Thursday, July 6, 2006

Delay in 403(b) Regulations

The final 403(b) regulations are being postponed, probably until the Fall of this year. This means that they simply cannot be effective for 2007, which is a good thing. Employers can now take some time to absorb their implications and to adopt a more intelligent approach than simply calling their providers for advice.

With the increasing emphasis on fees (DOL refers to them as Enroning plans, which is not a good analogy, but is a good indicator of attitude ) and behind-the-scenes payments (see the article dated June 20th), there is likely to be a real shakeout in a market based in large part on high fees being used to make payments for endorsements.

I'm not sure I would want to handle that issue and the final regulations all at once, but may will end up doing exactly that. In any event, employers are going to have to start asking questions about fee levels and hidden payments, and this column will focus on how to do that over the next few posts. And, any employer needs to start asking now about how providers will handle issues like:

-How will the written plan document requirement be handled?
-Does a written plan always make the employer a fiduciary?
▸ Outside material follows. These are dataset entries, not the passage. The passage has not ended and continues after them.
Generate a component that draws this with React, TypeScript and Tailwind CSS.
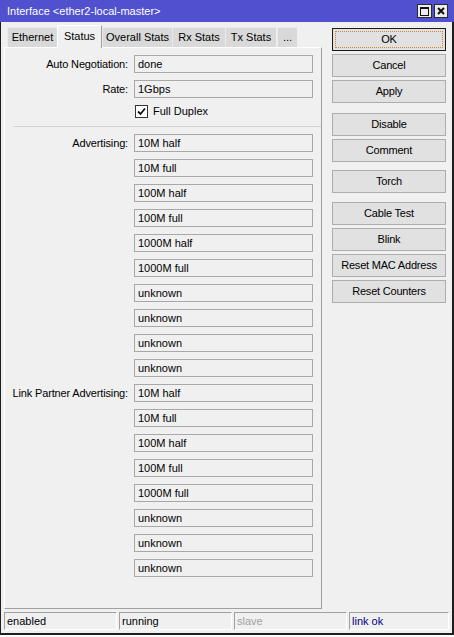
import React from 'react';

const advertising = [
  '10M half',
  '10M full',
  '100M half',
  '100M full',
  '1000M half',
  '1000M full',
  'unknown',
  'unknown',
  'unknown',
  'unknown',
];

const partnerAdvertising = [
  '10M half',
  '10M full',
  '100M half',
  '100M full',
  '1000M full',
  'unknown',
  'unknown',
  'unknown',
];

function FieldRow({ label, value }: { label?: string; value: string }) {
  return (
    <div className="flex h-[18px] items-center">
      <div className="w-[123px] whitespace-nowrap text-right tracking-[-0.15px]">{label ? `${label}:` : ''}</div>
      <div className="ml-[6px] h-[18px] w-[179px] border border-[#a8a8a8] bg-[#f0f0f0] pl-[3px] leading-[16px]">
        {value}
      </div>
    </div>
  );
}

function Tab({ label, width, selected }: { label: string; width: string; selected?: boolean }) {
  if (selected) {
    return (
      <div
        className={`relative z-10 -mb-px flex h-[23px] items-center justify-center border-l border-t border-r border-l-white border-t-white border-r-[#a0a0a0] bg-[#f0f0f0] pb-[2px] ${width}`}
      >
        {label}
      </div>
    );
  }
  return (
    <div
      className={`flex h-[20px] items-center justify-center border-l border-t border-[#eaeaea] bg-[#d9d9d9] ${width}`}
    >
      {label}
    </div>
  );
}

function SideButton({ label, primary, className = '' }: { label: string; primary?: boolean; className?: string }) {
  return (
    <div
      className={`relative flex h-[23px] w-[114px] items-center justify-center border bg-[#e1e1e1] ${
        primary ? 'border-[#1b1b1b]' : 'border-[#adadad]'
      } ${className}`}
    >
      {primary && <span className="absolute inset-[2px] border border-dotted border-[#d2872c]" />}
      <span className="relative tracking-[-0.2px]">{label}</span>
    </div>
  );
}

function StatusCell({ text, className }: { text: string; className: string }) {
  return (
    <div
      className={`h-[18px] border-l border-t border-[#a0a0a0] border-r border-b border-r-white border-b-white pl-[2px] leading-[16px] ${className}`}
    >
      {text}
    </div>
  );
}

export default function App() {
  return (
    <div className="h-[637px] w-[454px] overflow-hidden bg-white font-['Liberation_Sans',Arial,sans-serif] text-[11px] text-black">
      <div className="flex h-[635px] w-[454px] flex-col bg-[#5151cf]">
        {/* Title bar */}
        <div className="flex h-[22px] shrink-0 items-center pl-[7px] pr-[6px] text-[11px] text-white">
          <span>Interface &lt;ether2-local-master&gt;</span>
          <div className="ml-auto flex gap-[2px]">
            <div className="flex h-[14px] w-[15px] items-center justify-center border border-[#2a2a2a] bg-[#ececec]">
              <div className="h-[9px] w-[9px] border border-t-2 border-[#111]" />
            </div>
            <div className="flex h-[14px] w-[14px] items-center justify-center border border-[#2a2a2a] bg-[#ececec]">
              <svg width="8" height="8" viewBox="0 0 8 8">
                <path d="M1 1L7 7M7 1L1 7" stroke="#111" strokeWidth="2" />
              </svg>
            </div>
          </div>
        </div>

        {/* Window body */}
        <div className="flex flex-1 flex-col border-l border-r-2 border-b-2 border-[#1e1e1e] bg-[#f0f0f0]">
          <div className="flex">
            {/* Tabs + panel */}
            <div className="ml-[3px] w-[318px]">
              <div className="flex h-[25px] items-end pl-[3px]">
                <Tab label="Ethernet" width="w-[50px]" />
                <Tab label="Status" width="w-[45px]" selected />
                <Tab label="Overall Stats" width="w-[70px]" />
                <Tab label="Rx Stats" width="w-[53px]" />
                <Tab label="Tx Stats" width="w-[51px]" />
                <Tab label="..." width="w-[20px] ml-[1px]" />
              </div>
              <div className="flex h-[562px] flex-col border-l border-t border-r border-b border-l-white border-t-white border-r-[#a0a0a0] border-b-[#a0a0a0] pt-[7px]">
                <div className="flex flex-col gap-[7px]">
                  <FieldRow label="Auto Negotiation" value="done" />
                  <FieldRow label="Rate" value="1Gbps" />
                  <div className="flex h-[13px] items-center pl-[130px]">
                    <div className="flex h-[13px] w-[13px] items-center justify-center border border-[#333] bg-white">
                      <svg width="9" height="9" viewBox="0 0 9 9">
                        <path d="M1 4.5L3.5 7L8 1.5" fill="none" stroke="#111" strokeWidth="1.8" />
                      </svg>
                    </div>
                    <span className="ml-[5px]">Full Duplex</span>
                  </div>
                  <div className="ml-[8px] mt-[1px] h-px border-t border-[#d2d2d2]" />
                  {advertising.map((v, i) => (
                    <FieldRow key={`a${i}`} label={i === 0 ? 'Advertising' : undefined} value={v} />
                  ))}
                  {partnerAdvertising.map((v, i) => (
                    <FieldRow key={`p${i}`} label={i === 0 ? 'Link Partner Advertising' : undefined} value={v} />
                  ))}
                </div>
              </div>
            </div>

            {/* Side buttons */}
            <div className="ml-[10px] flex flex-col pt-[6px]">
              <div className="flex flex-col gap-[3px]">
                <SideButton label="OK" primary />
                <SideButton label="Cancel" />
                <SideButton label="Apply" />
              </div>
              <div className="mt-[10px] flex flex-col gap-[3px]">
                <SideButton label="Disable" />
                <SideButton label="Comment" />
              </div>
              <SideButton label="Torch" className="mt-[8px]" />
              <div className="mt-[9px] flex flex-col gap-[3px]">
                <SideButton label="Cable Test" />
                <SideButton label="Blink" />
                <SideButton label="Reset MAC Address" />
                <SideButton label="Reset Counters" />
              </div>
            </div>
          </div>

          {/* Status bar */}
          <div className="mt-[3px] flex gap-[2px] pl-[3px]">
            <StatusCell text="enabled" className="w-[113px]" />
            <StatusCell text="running" className="w-[113px]" />
            <StatusCell text="slave" className="w-[113px] text-[#a0a0a0]" />
            <StatusCell text="link ok" className="w-[100px] text-[#000080]" />
          </div>
        </div>
      </div>
    </div>
  );
}
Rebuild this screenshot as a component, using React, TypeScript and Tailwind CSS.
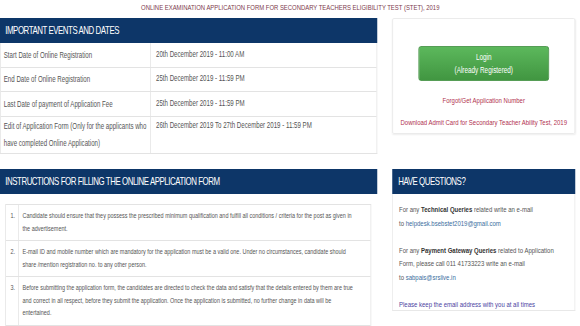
import React from "react";

// The reference is a squeezed page: lay it out at 774px wide and squeeze it by 0.75.
const events = [
  { label: "Start Date of Online Registration", value: "20th December 2019 - 11:00 AM" },
  { label: "End Date of Online Registration", value: "25th December 2019 - 11:59 PM" },
  { label: "Last Date of payment of Application Fee", value: "25th December 2019 - 11:59 PM" },
  {
    label: "Edit of Application Form (Only for the applicants who have completed Online Application)",
    value: "26th December 2019 To 27th December 2019 - 11:59 PM",
  },
];

const rowHeights = ["h-[24px]", "h-[24px]", "h-[25px]", "h-[37px]"];

const instructions = [
  "Candidate should ensure that they possess the prescribed minimum qualification and fulfill all conditions / criteria for the post as given in\nthe advertisement.",
  "E-mail ID and mobile number which are mandatory for the application must be a valid one. Under no circumstances, candidate should\nshare /mention registration no. to any other person.",
  "Before submitting the application form, the candidates are directed to check the data and satisfy that the details entered by them are true\nand correct in all respect, before they submit the application. Once the application is submitted, no further change in data will be\nentertained.",
  "Candidates are advised to keep a printout of the application form for future reference.",
];

export default function App() {
  return (
    <div className="w-[580px] h-[326px] overflow-hidden bg-white">
      <div
        className="w-[774px] origin-top-left scale-x-[0.75] text-[#555]"
        style={{ fontFamily: '"Liberation Sans", Arial, sans-serif' }}
      >
        {/* Page title */}
        <div className="h-[18px] pt-[3px] text-center text-[7.9px] leading-[9px] text-[#7d3a4c]">
          ONLINE EXAMINATION APPLICATION FORM FOR SECONDARY TEACHERS ELIGIBILITY TEST (STET), 2019
        </div>

        <div className="flex gap-[20px] pr-[7px]">
          {/* Left column */}
          <div className="w-[503px] shrink-0">
            <div className="h-[25px] bg-[#0d3668] pl-[7px] flex items-center text-white text-[10.5px] tracking-[-0.6px]">
              IMPORTANT EVENTS AND DATES
            </div>
            <div className="border-x border-b border-[#e3e3e3] text-[8.2px]">
              {events.map((e, i) => (
                <div key={i} className={`flex ${rowHeights[i]} ${i > 0 ? "border-t border-[#e3e3e3]" : ""}`}>
                  <div className="w-[200px] shrink-0 border-r border-[#e3e3e3] px-[4px] flex items-center leading-[17px]">
                    {e.label}
                  </div>
                  <div className={`flex-1 px-[7px] flex ${i === 3 ? "items-start pt-[3px] leading-[12px]" : "items-center"}`}>
                    {e.value}
                  </div>
                </div>
              ))}
            </div>

            <div className="mt-[15px] h-[25px] bg-[#0d3668] pl-[7px] flex items-center text-white text-[10.5px] tracking-[-0.6px]">
              INSTRUCTIONS FOR FILLING THE ONLINE APPLICATION FORM
            </div>
            <div className="mt-[10px] ml-[7px] w-[488px] border border-[#e3e3e3] text-[7.3px] leading-[12.5px]">
              {instructions.map((t, i) => (
                <div key={i} className={`flex ${i > 0 ? "border-t border-[#e3e3e3]" : ""}`}>
                  <div className="w-[17px] shrink-0 border-r border-[#e3e3e3] pl-[6px] pt-[5px]">{i + 1}.</div>
                  <div className="flex-1 pl-[5px] pr-[4px] pt-[5px] pb-[5px] whitespace-pre-line">{t}</div>
                </div>
              ))}
            </div>
          </div>

          {/* Right column */}
          <div className="w-[244px] shrink-0">
            <div className="h-[116px] border border-[#e8e8e8] rounded-[2px] shadow-[0_1px_2px_rgba(0,0,0,0.07)] flex flex-col items-center">
              <button className="mt-[27px] w-[174px] h-[35px] rounded-[3px] border border-[#3e8f3e] bg-gradient-to-b from-[#5cb85c] to-[#419641] text-white text-[8.5px] leading-[13px]">
                Login
                <br />
                (Already Registered)
              </button>
              <div className="mt-[14px] text-[8px] text-[#b2324f]">Forgot/Get Application Number</div>
              <div className="mt-[10px] text-[8px] text-[#b2324f] whitespace-nowrap">
                Download Admit Card for Secondary Teacher Ability Test, 2019
              </div>
            </div>

            <div className="mt-[35px] h-[25px] bg-[#0d3668] pl-[8px] flex items-center text-white text-[10.5px] tracking-[-0.6px]">
              HAVE QUESTIONS?
            </div>
            <div className="h-[117px] border-x border-b border-[#e8e8e8] px-[8px] pt-[9px] text-[8px] leading-[13.5px]">
              <p>
                For any <b className="text-[#333]">Technical Queries</b> related write an e-mail
                <br />
                to <span className="text-[#3a6e9e]">helpdesk.bsebstet2019@gmail.com</span>
              </p>
              <p className="mt-[13.5px]">
                For any <b className="text-[#333]">Payment Gateway Queries</b> related to Application
                <br />
                Form, please call 011 41733223 write an e-mail
                <br />
                to <span className="text-[#3a6e9e]">sabpais@srslive.in</span>
              </p>
              <p className="mt-[13.5px] text-[#4a3f9f]">Please keep the email address with you at all times</p>
            </div>
          </div>
        </div>
      </div>
    </div>
  );
}
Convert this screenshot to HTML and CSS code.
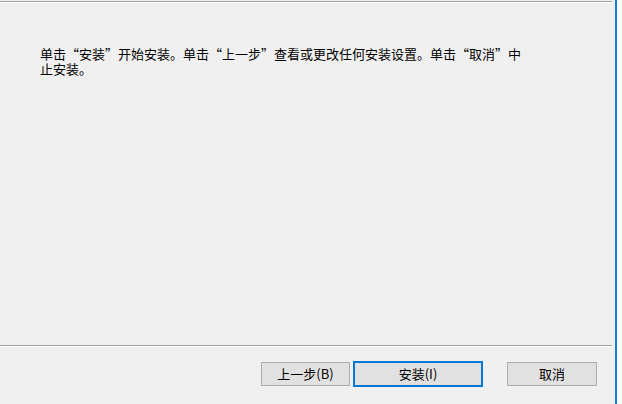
FILE: index.html
```html
<!DOCTYPE html>
<html lang="zh-CN">
<head>
<meta charset="utf-8">
<link rel="stylesheet" href="styles.css">
</head>
<body>
<div class="frame">
  <div class="dialog">
    <div class="etch etch-top"></div>
    <div class="content">
      <p class="message">单击“安装”开始安装。单击“上一步”查看或更改任何安装设置。单击“取消”中止安装。</p>
    </div>
    <div class="etch etch-bottom"></div>
    <div class="buttons">
      <button class="btn btn-back">上一步(B)</button>
      <button class="btn btn-install">安装(I)</button>
      <button class="btn btn-cancel">取消</button>
    </div>
  </div>
  <div class="accent"></div>
  <div class="outside"></div>
</div>
</body>
</html>
```
FILE: styles.css
```css
html, body {
  margin: 0;
  padding: 0;
  background: #f0f0f0;
}
body {
  width: 622px;
  height: 404px;
  overflow: hidden;
  font-family: "Noto Sans CJK SC", "Noto Sans", sans-serif;
  color: #000;
}
.frame {
  display: flex;
  width: 622px;
  height: 404px;
}
.dialog {
  width: 615px;
  display: flex;
  flex-direction: column;
  background: #f0f0f0;
}
.accent {
  width: 2px;
  background: #1a7ad4;
}
.outside {
  flex: 1;
  background: #ffffff;
}
.etch {
  width: 612px;
  height: 0;
  border-top: 1px solid #a0a0a0;
  border-bottom: 1px solid #ffffff;
}
.etch-top {
  margin-top: 1px;
}
.content {
  flex: 1;
  padding: 43px 0 0 40px;
}
.message {
  margin: 0;
  width: 488px;
  font-size: 13px;
  line-height: 15px;
}
.etch-bottom {
  margin-bottom: 14px;
}
.buttons {
  display: flex;
  align-items: center;
  height: 26px;
  padding-left: 261px;
  margin-bottom: 17px;
}
.btn {
  box-sizing: border-box;
  height: 24px;
  margin: 0;
  padding: 0;
  background: #e1e1e1;
  border: 1px solid #adadad;
  border-radius: 0;
  font-family: "Noto Sans CJK SC", "Noto Sans", sans-serif;
  font-size: 13px;
  line-height: 20px;
  color: #000;
}
.btn-back {
  width: 89px;
}
.btn-install {
  width: 130px;
  height: 26px;
  margin-left: 3px;
  border: 2px solid #0078d7;
}
.btn-cancel {
  width: 90px;
  margin-left: 24px;
}
```
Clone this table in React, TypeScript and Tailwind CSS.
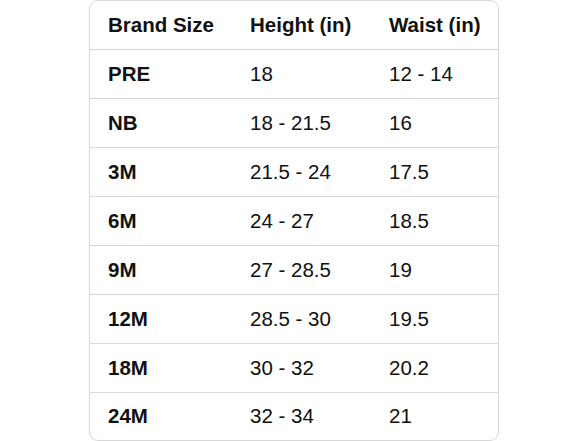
import React from "react";

const rows: [string, string, string][] = [
  ["PRE", "18", "12 - 14"],
  ["NB", "18 - 21.5", "16"],
  ["3M", "21.5 - 24", "17.5"],
  ["6M", "24 - 27", "18.5"],
  ["9M", "27 - 28.5", "19"],
  ["12M", "28.5 - 30", "19.5"],
  ["18M", "30 - 32", "20.2"],
  ["24M", "32 - 34", "21"],
];

export default function App() {
  return (
    <div
      className="w-[588px] h-[441px] bg-white flex justify-center overflow-hidden"
      style={{ fontFamily: '"Liberation Sans", Arial, sans-serif' }}
    >
      <div className="w-[410px] h-[441px] border border-[#d5d9d9] rounded-[9px] text-[20.5px] text-[#111111] flex flex-col">
        <div className="grid grid-cols-[142px_139px_1fr] pl-[18px] h-[49px] shrink-0 items-center border-b border-[#d5d9d9] font-bold">
          <div>Brand Size</div>
          <div>Height (in)</div>
          <div>Waist (in)</div>
        </div>
        {rows.map((r, i) => (
          <div
            key={r[0]}
            className={
              i === rows.length - 1
                ? "grid grid-cols-[142px_139px_1fr] pl-[18px] flex-1 items-center"
                : "grid grid-cols-[142px_139px_1fr] pl-[18px] h-[49px] shrink-0 items-center border-b border-[#d5d9d9]"
            }
          >
            <div className="font-bold">{r[0]}</div>
            <div>{r[1]}</div>
            <div>{r[2]}</div>
          </div>
        ))}
      </div>
    </div>
  );
}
If not, how not?
-How will the provided handle overall limitations when there are multiple products in place or being phased out?
-What are all of the fees and costs between employees and the ultimate investments?
-Are there funds moving around behind the scenes? If so, who is paying, who is receiving, how much are the payments and what are they for?

This is, in fact, a harder issue for plans and arrangements not subject to ERISA, for various reasons. The next entry here will cover them in more detail, but the essence is that ERISA preempts a whole host of state laws that can be applied to money moving around from place to place. Just ask the Enron and MCI/WorldCom executives, and imagine 50 state attorneys general jumping on the bandwagon with Elliott Spitzer.